Ce qu’il faut savoir du Moabi
Véritable géant végétal de près de 70 mètres de haut, le Moabi, ou Baillonnella Toxisperma, pousse dans les forêts tropicales humides d’Afrique qui recouvrent la République Centrafricaine, la République du Congo, la République Démocratique du Congo et le Cameroun. Au cœur de l’écosystème et des cultures de cette partie de l’Afrique, le Moabi attise les convoitises, ce qui n’est pas sans entraîner conflits d’intérêts et « incitations « politiques.

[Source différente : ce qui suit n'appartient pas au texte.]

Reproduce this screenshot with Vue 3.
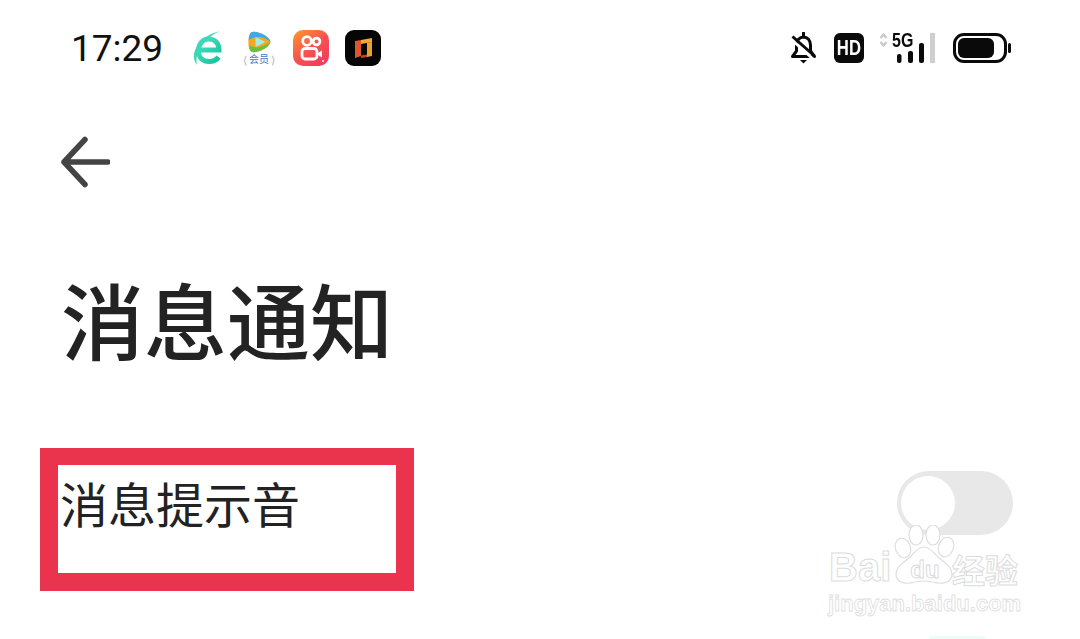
<script setup>
const title = '消息通知'
const rowLabel = '消息提示音'
</script>

<template>
  <div class="page">
    <div class="status-bar">
      <span class="time">17:29</span>
      <div class="app-icons">
        <svg class="icon-e" width="30" height="34" viewBox="0 0 30 34">
          <defs>
            <linearGradient id="eGrad" x1="0" y1="0" x2="1" y2="1">
              <stop offset="0" stop-color="#4fe0c4" />
              <stop offset="1" stop-color="#12c49c" />
            </linearGradient>
          </defs>
          <path d="M7 19h19c0-7-4.500-11-10.500-11S5.500 13 5.500 20c0 6.500 4.500 10.500 10.500 10.500 4 0 7.500-1.500 9.500-4.500" fill="none" stroke="url(#eGrad)" stroke-width="5" />
          <path d="M27 0C14 3 3 12 1 23c-.6 4 .5 8 3 11-1-4-.6-8 .8-12C8 12 16 5 27 0z" fill="#3bd8b8" />
        </svg>
        <div class="video-icon">
          <svg width="24" height="22" viewBox="0 0 24 22">
            <path d="M4 1.500C8-1 19 3.500 22.500 8.500c1.300 2 1.300 3.500 0 5C19 18.500 8 23 4 20.500 .5 18 .5 4 4 1.500z" fill="#f2a922" />
            <path d="M1.800 9C2 5.500 2.800 2.500 4 1.500 8-1 19 3.500 22.500 8.500c.6.800.9 1.600 1 2.400C17 5 8 4.500 1.800 9z" fill="#3fa9e6" />
            <path d="M2 14c5 3.500 12 3 21-2.500-.2.700-.5 1.300-1 2C19 18.500 8 23 4 20.500 3 19.500 2.300 17 2 14z" fill="#6fbf3f" />
            <path d="M8.500 6l10 5-10 5z" fill="#a8ebe4" />
          </svg>
          <div class="video-badge">
            <span class="laurel">⟨</span><span class="badge-text">会员</span><span class="laurel">⟩</span>
          </div>
        </div>
        <svg class="icon-ks" width="36" height="36" viewBox="0 0 36 36">
          <defs>
            <linearGradient id="ksGrad" x1="0" y1="0" x2="0.800" y2="1">
              <stop offset="0" stop-color="#fc9a2b" />
              <stop offset="0.55" stop-color="#f8524f" />
              <stop offset="1" stop-color="#f23a5f" />
            </linearGradient>
          </defs>
          <rect width="36" height="36" rx="10" fill="url(#ksGrad)" />
          <g fill="none" stroke="#fff" stroke-width="2.800">
            <circle cx="14" cy="11" r="4.300" />
            <circle cx="23.500" cy="11.500" r="3.400" />
            <rect x="9" y="18.500" width="15" height="10.500" rx="3" />
          </g>
          <path d="M25 23l4-2.500v7l-4-2.500z" fill="#fff" />
          <circle cx="30" cy="31" r="1" fill="#fff" />
        </svg>
        <svg class="icon-dark" width="36" height="36" viewBox="0 0 36 36">
          <rect width="36" height="36" rx="9" fill="#050505" />
          <path d="M10 11l6-1v16l-6 2z" fill="#d9572b" />
          <path d="M16 10l11-2v4l-11 2z" fill="#f0a733" />
          <path d="M22 12.500l5-.5v14l-5 1z" fill="#eba030" />
          <path d="M16 25.500l6-1V27l-6 1z" fill="#c8431f" />
        </svg>
      </div>
      <div class="sys-icons">
        <svg class="bell" width="27" height="32" viewBox="0 0 27 32">
          <g fill="none" stroke="#0a0a0a" stroke-width="3" stroke-linejoin="round">
            <path d="M6.500 19v-6C6.500 8.500 9.500 5 13.500 5s7 3.500 7 8v6l4 5.500H2.500z" />
            <path d="M13.500 1v4" stroke-linecap="round" />
          </g>
          <path d="M2 8l21 19" stroke="#fff" stroke-width="3" />
          <path d="M2.500 4.500l22 19.500" stroke="#0a0a0a" stroke-width="3" />
          <path d="M10 28h7l-3.500 3.500z" fill="#0a0a0a" />
        </svg>
        <div class="hd-badge"><span class="hd-text">HD</span></div>
        <div class="signal">
          <div class="signal-top">
            <svg width="9" height="14" viewBox="0 0 9 14">
              <path d="M1.500 5l3-3.500 3 3.500M1.500 9l3 3.500 3-3.500" fill="none" stroke="#c8c8c8" stroke-width="2.200" />
            </svg>
            <span class="five-g">5G</span>
          </div>
          <svg class="signal-bars" width="56" height="30" viewBox="0 0 56 30">
            <rect x="18" y="21" width="4.500" height="9" rx="2" fill="#0a0a0a" />
            <rect x="29" y="18" width="5" height="12" rx="2" fill="#0a0a0a" />
            <rect x="40" y="10" width="5" height="20" rx="2" fill="#0a0a0a" />
            <rect x="51" y="0" width="5" height="30" fill="#cfcfcf" />
          </svg>
        </div>
        <svg width="58" height="30" viewBox="0 0 58 30">
          <rect x="1.500" y="1.500" width="51" height="27" rx="9.500" fill="none" stroke="#0a0a0a" stroke-width="3" />
          <rect x="5" y="5" width="36" height="20" rx="6" fill="#0a0a0a" />
          <rect x="55" y="10" width="3" height="10" rx="1.500" fill="#0a0a0a" />
        </svg>
      </div>
    </div>

    <div class="nav">
      <svg width="50" height="52" viewBox="0 0 50 52">
        <path d="M25 3.500L4 26l21 22.500M4 26h44" fill="none" stroke="#444" stroke-width="5.500" stroke-linecap="round" stroke-linejoin="round" />
      </svg>
    </div>

    <h1 class="title">{{ title }}</h1>

    <div class="row">
      <div class="row-box">
        <span class="row-label">{{ rowLabel }}</span>
      </div>
      <div class="switch">
        <div class="knob"></div>
      </div>
    </div>

    <div class="watermark">
      <div class="wm-top">
        <span class="wm-bai">Bai</span>
        <svg class="wm-paw" width="68" height="60" viewBox="0 0 68 60">
          <g fill="#fff" stroke="#dedede" stroke-width="1.200">
            <ellipse cx="23" cy="10" rx="7" ry="10" />
            <ellipse cx="40" cy="10" rx="7" ry="10" />
            <ellipse cx="10" cy="23" rx="7.500" ry="10" transform="rotate(-20 10 23)" />
            <ellipse cx="53" cy="22" rx="7.500" ry="10" transform="rotate(20 53 22)" />
            <path d="M31 22c7 0 10 7 15 11 6 5 13 9 13 16 0 8-8 10-14 9-5-1-9-2-14-2s-9 1-14 2c-6 1-14-1-14-9 0-7 7-11 13-16 5-4 8-11 15-11z" />
          </g>
          <text x="32" y="53" text-anchor="middle" class="wm-du">du</text>
        </svg>
        <span class="wm-cn">经验</span>
      </div>
      <div class="wm-url">jingyan.baidu.com</div>
    </div>
    <div class="bottom-tint"></div>
  </div>
</template>

<style scoped>
.page {
  position: relative;
  width: 1080px;
  height: 639px;
  overflow: hidden;
  background: #fff;
  font-family: "Noto Sans CJK SC", "Noto Sans", sans-serif;
  color: #222;
}

.status-bar {
  display: flex;
  align-items: center;
  height: 96px;
  padding: 0 69px 0 71px;
  box-sizing: border-box;
}

.time {
  width: 122px;
  font-family: Roboto, sans-serif;
  font-size: 37px;
  font-weight: 400;
  color: #111;
  line-height: 1;
}

.app-icons {
  display: flex;
  align-items: center;
}

.icon-e {
  margin-right: 17px;
}

.video-icon {
  display: flex;
  flex-direction: column;
  align-items: center;
  width: 38px;
  margin-right: 15px;
}

.video-badge {
  display: flex;
  align-items: center;
  justify-content: center;
  gap: 2px;
  height: 12px;
  line-height: 12px;
  color: #3d78c9;
}

.laurel {
  color: #9ab6d8;
  font-size: 11px;
}

.badge-text {
  font-size: 10px;
}

.icon-ks {
  margin-right: 16px;
}

.sys-icons {
  display: flex;
  align-items: center;
  margin-left: auto;
}

.bell {
  margin-right: 17px;
}

.hd-badge {
  display: flex;
  align-items: center;
  justify-content: center;
  width: 30px;
  height: 30px;
  margin-right: 15px;
  border-radius: 6px;
  background: #0a0a0a;
}

.hd-text {
  color: #fff;
  font-family: "Liberation Sans", sans-serif;
  font-size: 22px;
  font-weight: 700;
  transform: scaleX(0.76);
}

.signal {
  position: relative;
  width: 56px;
  height: 30px;
  margin-right: 18px;
}

.signal-top {
  position: absolute;
  left: 0;
  top: 0;
  display: flex;
  align-items: center;
  gap: 4px;
  height: 14px;
}

.five-g {
  font-family: "Liberation Sans", sans-serif;
  font-size: 20px;
  font-weight: 700;
  color: #0a0a0a;
  line-height: 14px;
  transform: scaleX(0.8);
  transform-origin: left;
}

.signal-bars {
  display: block;
}

.nav {
  height: 52px;
  margin-top: 40px;
  padding-left: 60px;
}

.title {
  margin: 75px 0 0 61px;
  font-size: 83px;
  font-weight: 500;
  line-height: 110px;
  color: #232323;
}

.row {
  display: flex;
  align-items: flex-start;
  justify-content: space-between;
  margin-top: 75px;
  padding: 0 67px 0 40px;
}

.row-box {
  width: 374px;
  height: 143px;
  box-sizing: border-box;
  border: 18px solid #ea334d;
  border-top-width: 17px;
  padding-left: 2px;
}

.row-label {
  display: block;
  font-size: 48px;
  font-weight: 400;
  line-height: 74px;
  color: #222;
}

.switch {
  display: flex;
  align-items: center;
  width: 116px;
  height: 64px;
  margin-top: 23px;
  border-radius: 32px;
  background: #e8e8e8;
  padding-left: 4px;
  box-sizing: border-box;
  filter: blur(0.6px);
}

.knob {
  width: 54px;
  height: 54px;
  border-radius: 50%;
  background: #fff;
}

.watermark {
  position: absolute;
  left: 828px;
  top: 525px;
  width: 200px;
}

.wm-top {
  position: relative;
  height: 65px;
}

.wm-bai {
  position: absolute;
  left: 1px;
  top: 19px;
  font-family: "Liberation Sans", sans-serif;
  font-size: 40px;
  font-weight: 700;
  line-height: 46px;
  color: #fff;
  -webkit-text-stroke: 1px #dcdcdc;
}

.wm-paw {
  position: absolute;
  left: 65px;
  top: 0;
}

.wm-du {
  font-family: "Liberation Sans", sans-serif;
  font-size: 24px;
  font-weight: 700;
  fill: #fff;
  stroke: #d8d8d8;
  stroke-width: 0.900px;
}

.wm-cn {
  position: absolute;
  left: 124px;
  top: 24px;
  font-size: 33px;
  font-weight: 700;
  line-height: 40px;
  color: #fff;
  -webkit-text-stroke: 1px #dcdcdc;
}

.wm-url {
  font-family: "Liberation Sans", sans-serif;
  font-size: 22px;
  font-weight: 700;
  line-height: 27px;
  color: #fff;
  -webkit-text-stroke: 0.800px #dedede;
  white-space: nowrap;
}

.bottom-tint {
  position: absolute;
  left: 930px;
  top: 636px;
  width: 55px;
  height: 3px;
  background: #eefcf7;
}
</style>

Le peuple pygmée d’Afrique est profondément attaché à cet arbre qui fait traditionnellement partie de son paysage et de sa culture. Pour ces peuples dont les croyances religieuses et mystiques sont ancrées dans la Nature, le Moabi a une valeur symbolique : on se rassemble à son pied pour discuter, notamment lors de la tenue de tribunaux. De nombreux mythes donnent vie au Moabi ou lui confèrent un rôle de porte-bonheur. Car autour du Moabi, religion et magie se confondent : les hommes cuisinent grâce à son écorce un baume dont ils s’enduisent afin de se confondre avec la nature environnante lors de la chasse.